BEGIN Supplied data

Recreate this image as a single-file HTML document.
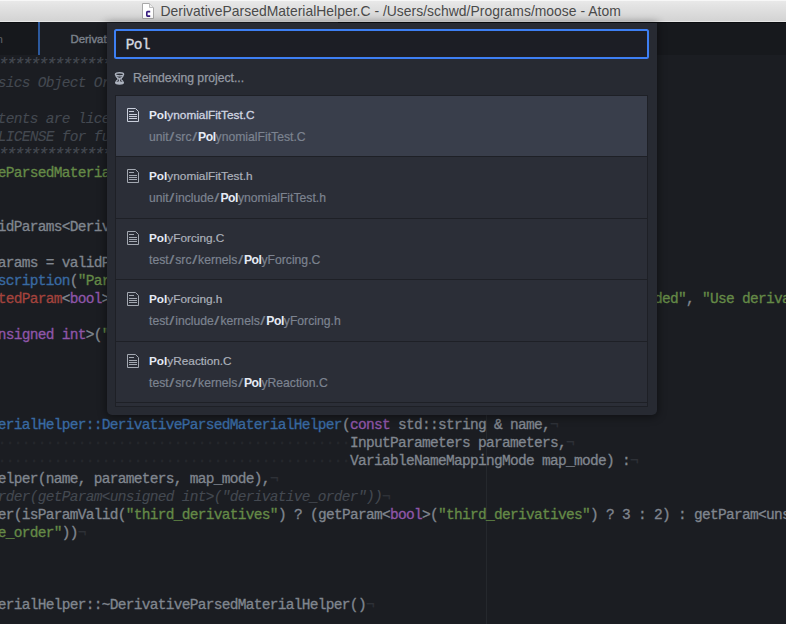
<!DOCTYPE html>
<html><head><meta charset="utf-8">
<style>
*{box-sizing:border-box}
html,body{margin:0;padding:0;width:786px;height:624px;overflow:hidden;background:#1b1d22}
body{position:relative;font-family:"Liberation Sans",sans-serif}
#title{position:absolute;left:0;top:0;width:786px;height:23px;background:linear-gradient(#f7f7f7 0px,#f7f7f7 1px,#e9e9e9 1px,#e5e5e5 4px,#d3d3d3 21px,#e6e6e6 21px,#e6e6e6 22px,#0b0d10 22px)}
#title .t{position:absolute;left:160.5px;top:2.7px;font-size:13.9px;line-height:16px;color:#4a4a4a;white-space:nowrap;letter-spacing:0.025px}
#title svg{position:absolute;left:142px;top:3px}
#tabs{position:absolute;left:0;top:23px;width:786px;height:32px;background:#17191d}
#tab1{position:absolute;left:0;top:0;width:38px;height:32px;background:#16181c;overflow:hidden}
#tab2{position:absolute;left:38px;top:-1px;width:300px;height:33px;background:#1b1d22;border-left:2px solid #2c599d}
.tabt{position:absolute;top:10.2px;font-size:11.5px;font-weight:bold;color:#858b95;white-space:nowrap}
#code{position:absolute;left:-2.2px;top:56px;font-family:"Liberation Mono",monospace;font-size:14.5px;letter-spacing:-0.7px;line-height:18px;color:#80868f}
#code div{height:18px;white-space:pre;-webkit-text-stroke:0.3px}
.c{color:#444951;font-style:italic;-webkit-text-stroke-width:0.1px}
.s{color:#658a47}
.ast{font-size:18px;letter-spacing:-2.8px;position:relative;top:0}
.k{color:#8f56a9}
.f{color:#396aa2}
.r{color:#a3433d}
.i{color:#2e3137}
.d{color:#25282d}
#guide{position:absolute;left:486px;top:55px;width:1px;height:569px;background:#25282d}
#modal{position:absolute;left:107px;top:23px;width:550px;height:392px;background:#272a32;border-radius:0 0 5px 5px;box-shadow:0 1px 8px 1px rgba(0,0,0,0.45)}
#input{position:absolute;left:7px;top:6px;width:535px;height:30px;border:2px solid #3d7ff3;border-radius:2.5px;background:#1c1e25}
#input span{position:absolute;left:9.8px;top:5.1px;font-family:"Liberation Mono",monospace;font-size:14.5px;letter-spacing:-0.7px;line-height:18px;color:#d7dae0;-webkit-text-stroke:0.35px #d7dae0}
#status{position:absolute;left:26px;top:48.3px;font-size:12.2px;line-height:14px;color:#959aa3;white-space:nowrap;-webkit-text-stroke:0.25px #959aa3}
#hg{position:absolute;left:7px;top:48.5px}
#list{position:absolute;left:8px;top:72px;width:533px;height:312px;border:1px solid #1e2026;background:#2b2e37;overflow:hidden}
.item{position:relative;height:61px;border-bottom:1px solid #1e2026}
.item.e{height:62px}
.item.sel{background:#393e4b}
.item svg{position:absolute;left:11px;top:12px}
.pri{position:absolute;left:33px;top:12px;font-size:11.8px;line-height:14px;color:#adb2bc;white-space:nowrap;-webkit-text-stroke:0.2px #adb2bc}
.sec{position:absolute;left:33px;top:34px;font-size:12.2px;line-height:14px;color:#7c8390;white-space:nowrap;-webkit-text-stroke:0.2px #7c8390}
.sec b{letter-spacing:-0.5px}
.sl{display:inline-block;transform:scaleX(1.45);margin:0 1.6px}
b{color:#e6ebf5;font-weight:bold;-webkit-text-stroke:0}
.sel .pri{color:#d0d5e1;-webkit-text-stroke:0.3px #d0d5e1}
</style></head><body>
<div id="title">
<svg width="12" height="16" viewBox="0 0 12 16"><path d="M0.5 0.5 H7.5 L11.5 4.5 V15.5 H0.5 Z" fill="#fff" stroke="#a8a8a8"/><path d="M7.5 0.5 V4.5 H11.5" fill="#eee" stroke="#bdbdbd"/><path d="M8.2 8.6 H5.6 Q4.8 8.6 4.8 9.4 V12.3 Q4.8 13.1 5.6 13.1 H8.2" fill="none" stroke="#35197f" stroke-width="1.6"/></svg>
<div class="t">DerivativeParsedMaterialHelper.C - /Users/schwd/Programs/moose - Atom</div>
</div>
<div id="tabs">
<div id="tab1"><span class="tabt" style="right:35px;font-weight:normal;color:#5f636a">ParsedFunction</span></div>
<div id="tab2"><span class="tabt" style="left:30.5px;top:11.2px;font-weight:normal;font-size:11.4px;-webkit-text-stroke:0.4px #7b818b;color:#7b818b">DerivativeParsedMaterialHelper.C</span></div>
</div>
<div id="guide"></div>
<div id="code">
<div><span class="c"><span class="ast">*************************************************</span>/</span></div>
<div><span class="c">sics Object Oriented Simulation Environment  */</span></div>
<div><span class="c">                                             */</span></div>
<div><span class="c">tents are licensed under LGPL V2.1           */</span></div>
<div><span class="c">LICENSE for full restrictions                */</span></div>
<div><span class="c"><span class="ast">*************************************************</span>/</span></div>
<div><span class="s">eParsedMaterialHelper.h"</span></div>
<div></div>
<div></div>
<div>idParams&lt;DerivativeParsedMaterialHelper&gt;()</div>
<div></div>
<div>arams = validParams&lt;ParsedMaterialHelper&gt;();</div>
<div><span class="f">scription</span>(<span class="s">"Parsed Function Material with automatic derivatives."</span>);</div>
<div><span class="r">tedParam</span>&lt;<span class="k">bool</span>&gt;(<span class="s">"third_derivatives"</span>, <span class="s">"Flag to indicate if third derivatives are needed"</span>, <span class="s">"Use derivative_order </span></div>
<div></div>
<div><span class="k">nsigned int</span>&gt;(<span class="s">"derivative_order"</span>, 3, <span class="s">"Maximum order of derivatives taken"</span>);</div>
<div></div>
<div></div>
<div></div>
<div></div>
<div><span class="f">erialHelper::DerivativeParsedMaterialHelper</span>(<span class="k">const</span> std::string &amp; name,<span class="i">¬</span></div>
<div><span class="d">············································</span>InputParameters parameters,<span class="i">¬</span></div>
<div><span class="d">············································</span>VariableNameMappingMode map_mode) :<span class="i">¬</span></div>
<div>elper(name, parameters, map_mode),<span class="i">¬</span></div>
<div><span class="c">rder(getParam&lt;unsigned int&gt;("derivative_order"))</span><span class="i">¬</span></div>
<div>er(isParamValid(<span class="s">"third_derivatives"</span>) ? (getParam&lt;<span class="k">bool</span>&gt;(<span class="s">"third_derivatives"</span>) ? 3 : 2) : getParam&lt;unsigned</div>
<div><span class="s">e_order"</span>))<span class="i">¬</span></div>
<div></div>
<div></div>
<div></div>
<div>erialHelper::~DerivativeParsedMaterialHelper()<span class="i">¬</span></div>
</div>
<div id="modal">
<div id="input"><span>Pol</span></div>
<svg id="hg" width="11" height="13" viewBox="0 0 11 13"><g stroke="#adb3bf" fill="none"><ellipse cx="5.5" cy="2.3" rx="4.1" ry="1.6" stroke-width="1.4"/><path d="M1.6 3.5 Q2.5 5.5 4.6 6.3 M9.4 3.5 Q8.5 5.5 6.4 6.3" stroke-width="1.1"/><path d="M3 6.3 H8" stroke-width="1.1"/><path d="M5.5 6.3 V10.5" stroke-width="1.2"/><path d="M4.5 7.2 Q2 8.5 1.4 10.8 M6.5 7.2 Q9 8.5 9.6 10.8" stroke-width="1.1"/></g><ellipse cx="5.5" cy="11" rx="4.4" ry="1.7" fill="#adb3bf"/></svg>
<div id="status">Reindexing project...</div>
<div id="list">
<div class="item sel"><svg width="12" height="14" viewBox="0 0 12 14"><path d="M0.5 0.5 H8.5 L11.5 3.5 V13.5 H0.5 Z" fill="none" stroke="#c9cedb"/><path d="M2 3.5 H7 M2 6.5 H10 M2 8.5 H10 M2 10.5 H10" stroke="#c9cedb"/></svg><div class="pri"><b>Pol</b>ynomialFitTest.C</div><div class="sec">unit<span class="sl">/</span>src<span class="sl">/</span><b>Pol</b>ynomialFitTest.C</div></div>
<div class="item e"><svg width="12" height="14" viewBox="0 0 12 14"><path d="M0.5 0.5 H8.5 L11.5 3.5 V13.5 H0.5 Z" fill="none" stroke="#a3a8b1"/><path d="M2 3.5 H7 M2 6.5 H10 M2 8.5 H10 M2 10.5 H10" stroke="#a3a8b1"/></svg><div class="pri"><b>Pol</b>ynomialFitTest.h</div><div class="sec">unit<span class="sl">/</span>include<span class="sl">/</span><b>Pol</b>ynomialFitTest.h</div></div>
<div class="item"><svg width="12" height="14" viewBox="0 0 12 14"><path d="M0.5 0.5 H8.5 L11.5 3.5 V13.5 H0.5 Z" fill="none" stroke="#a3a8b1"/><path d="M2 3.5 H7 M2 6.5 H10 M2 8.5 H10 M2 10.5 H10" stroke="#a3a8b1"/></svg><div class="pri"><b>Pol</b>yForcing.C</div><div class="sec">test<span class="sl">/</span>src<span class="sl">/</span>kernels<span class="sl">/</span><b>Pol</b>yForcing.C</div></div>
<div class="item e"><svg width="12" height="14" viewBox="0 0 12 14"><path d="M0.5 0.5 H8.5 L11.5 3.5 V13.5 H0.5 Z" fill="none" stroke="#a3a8b1"/><path d="M2 3.5 H7 M2 6.5 H10 M2 8.5 H10 M2 10.5 H10" stroke="#a3a8b1"/></svg><div class="pri"><b>Pol</b>yForcing.h</div><div class="sec">test<span class="sl">/</span>include<span class="sl">/</span>kernels<span class="sl">/</span><b>Pol</b>yForcing.h</div></div>
<div class="item"><svg width="12" height="14" viewBox="0 0 12 14"><path d="M0.5 0.5 H8.5 L11.5 3.5 V13.5 H0.5 Z" fill="none" stroke="#a3a8b1"/><path d="M2 3.5 H7 M2 6.5 H10 M2 8.5 H10 M2 10.5 H10" stroke="#a3a8b1"/></svg><div class="pri"><b>Pol</b>yReaction.C</div><div class="sec">test<span class="sl">/</span>src<span class="sl">/</span>kernels<span class="sl">/</span><b>Pol</b>yReaction.C</div></div>
<div class="item"></div>
</div>
</div>
</body></html>
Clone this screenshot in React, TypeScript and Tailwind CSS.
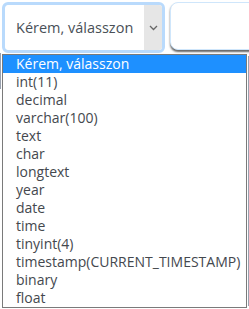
const options = [
  "Kérem, válasszon",
  "int(11)",
  "decimal",
  "varchar(100)",
  "text",
  "char",
  "longtext",
  "year",
  "date",
  "time",
  "tinyint(4)",
  "timestamp(CURRENT_TIMESTAMP)",
  "binary",
  "float",
];

export default function App() {
  return (
    <div className="relative w-[249px] h-[309px] bg-white overflow-hidden font-['Open_Sans',sans-serif]">
      {/* háttér elemek */}
      <div className="absolute left-0 top-[53px] w-[3px] h-[36px] border-l border-gray-400" />
      <div className="absolute right-0 top-[56px] w-[1px] h-[250px] bg-gray-400" />

      <div className="flex items-start gap-[5px] pt-[2px] pl-[2px]">
        {/* select */}
        <div className="flex w-[163px] h-[51px] rounded-[6px] border-[3px] border-[#b9dafc] bg-white overflow-hidden">
          <div className="flex-1 flex items-center pl-[11px] text-[14.5px] text-[#495057]">
            Kérem, válasszon
          </div>
          <div className="w-[18px] flex items-center justify-center bg-[#e6e6e6]">
            <svg width="9" height="6" viewBox="0 0 9 6" fill="none">
              <path d="M1 1l3.5 3.5L8 1" stroke="#666" strokeWidth="1.3" />
            </svg>
          </div>
        </div>
        {/* jobb oldali doboz */}
        <div className="flex-1 h-[48px] -mr-[20px] rounded-[8px] bg-white border border-[#cfe6fb] shadow-[0_2px_2px_rgba(0,0,0,0.6)]" />
      </div>

      {/* legördülő lista */}
      <ul className="absolute left-[2px] top-[54px] w-[245px] border border-[#7a7a7a] bg-white text-[14px] leading-[18px] text-[#44484e]">
        {options.map((o, i) => (
          <li
            key={o}
            className={
              i === 0
                ? "h-[18px] pl-[13px] bg-[#1e90ff] text-white font-medium whitespace-nowrap"
                : "h-[18px] pl-[13px] whitespace-nowrap"
            }
          >
            {o}
          </li>
        ))}
      </ul>
    </div>
  );
}
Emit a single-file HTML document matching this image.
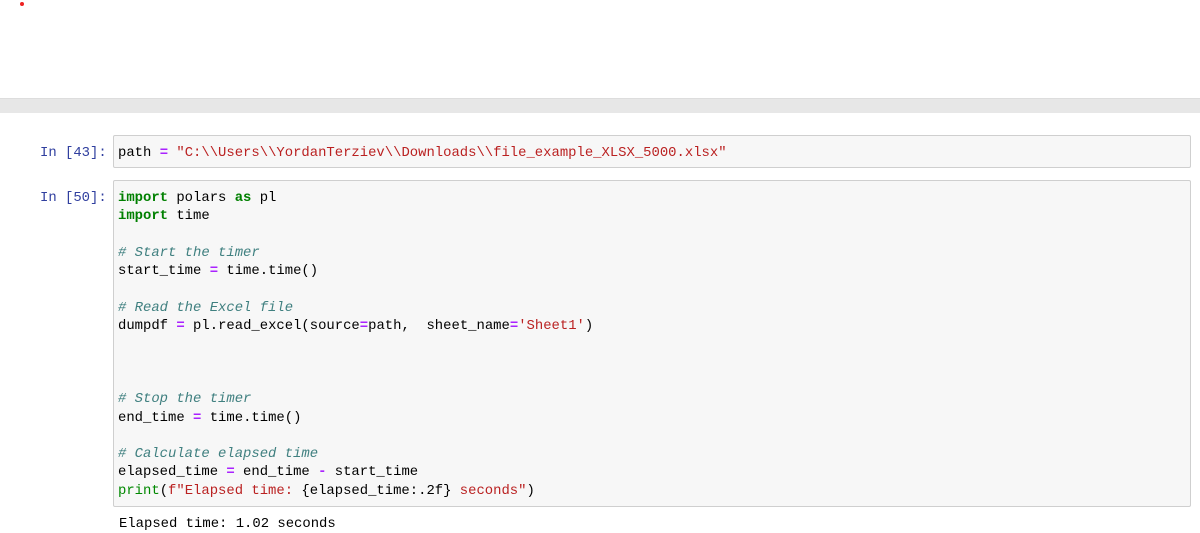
<!DOCTYPE html>
<html><head><style>
body{margin:0;width:1200px;height:533px;background:#fff;position:relative;overflow:hidden;font-family:"Liberation Mono",monospace;font-size:13.9px}
.dot{position:absolute;left:20px;top:2px;width:4px;height:4px;border-radius:50%;background:#e22}
.bar{position:absolute;left:0;top:98px;width:1200px;height:14px;background:#e7e7e7;border-top:1px solid #ddd}
.prompt{position:absolute;left:40px;color:#303f9f;line-height:18.3px}
.cell{position:absolute;left:113px;width:1078px;background:#f7f7f7;border:1px solid #cfcfcf;border-radius:2px;box-sizing:border-box}
pre{margin:0;font:inherit;line-height:18.3px;padding:5px 4px;color:#000;white-space:pre}
.k{color:#008000;font-weight:bold}.o{color:#aa22ff;font-weight:bold}.s{color:#ba2121}.c{color:#408080;font-style:italic}.n{color:#080}
.out{position:absolute;left:119px;top:515px;line-height:18px}
</style></head><body>
<div class="dot"></div>
<div class="bar"></div>
<div class="prompt" style="top:144px">In [43]:</div>
<div class="cell" style="top:135px;height:33px"><pre style="padding-top:8px">path <span class="o">=</span> <span class="s">"C:\\Users\\YordanTerziev\\Downloads\\file_example_XLSX_5000.xlsx"</span></pre></div>
<div class="prompt" style="top:189px">In [50]:</div>
<div class="cell" style="top:180px;height:327px"><pre style="padding-top:8px"><span class="k">import</span> polars <span class="k">as</span> pl
<span class="k">import</span> time

<span class="c"># Start the timer</span>
start_time <span class="o">=</span> time<span>.</span>time()

<span class="c"># Read the Excel file</span>
dumpdf <span class="o">=</span> pl<span>.</span>read_excel(source<span class="o">=</span>path,  sheet_name<span class="o">=</span><span class="s">'Sheet1'</span>)



<span class="c"># Stop the timer</span>
end_time <span class="o">=</span> time<span>.</span>time()

<span class="c"># Calculate elapsed time</span>
elapsed_time <span class="o">=</span> end_time <span class="o">-</span> start_time
<span class="n">print</span>(<span class="s">f"Elapsed time: </span>{elapsed_time:.2f}<span class="s"> seconds"</span>)</pre></div>
<div class="out">Elapsed time: 1.02 seconds</div>
</body></html>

END Supplied data

### Problem details
Isolate the lines above that contain the word "image" and copy them.

### Correct result
Recreate this image as a single-file HTML document.
Emit a single-file HTML document matching this image.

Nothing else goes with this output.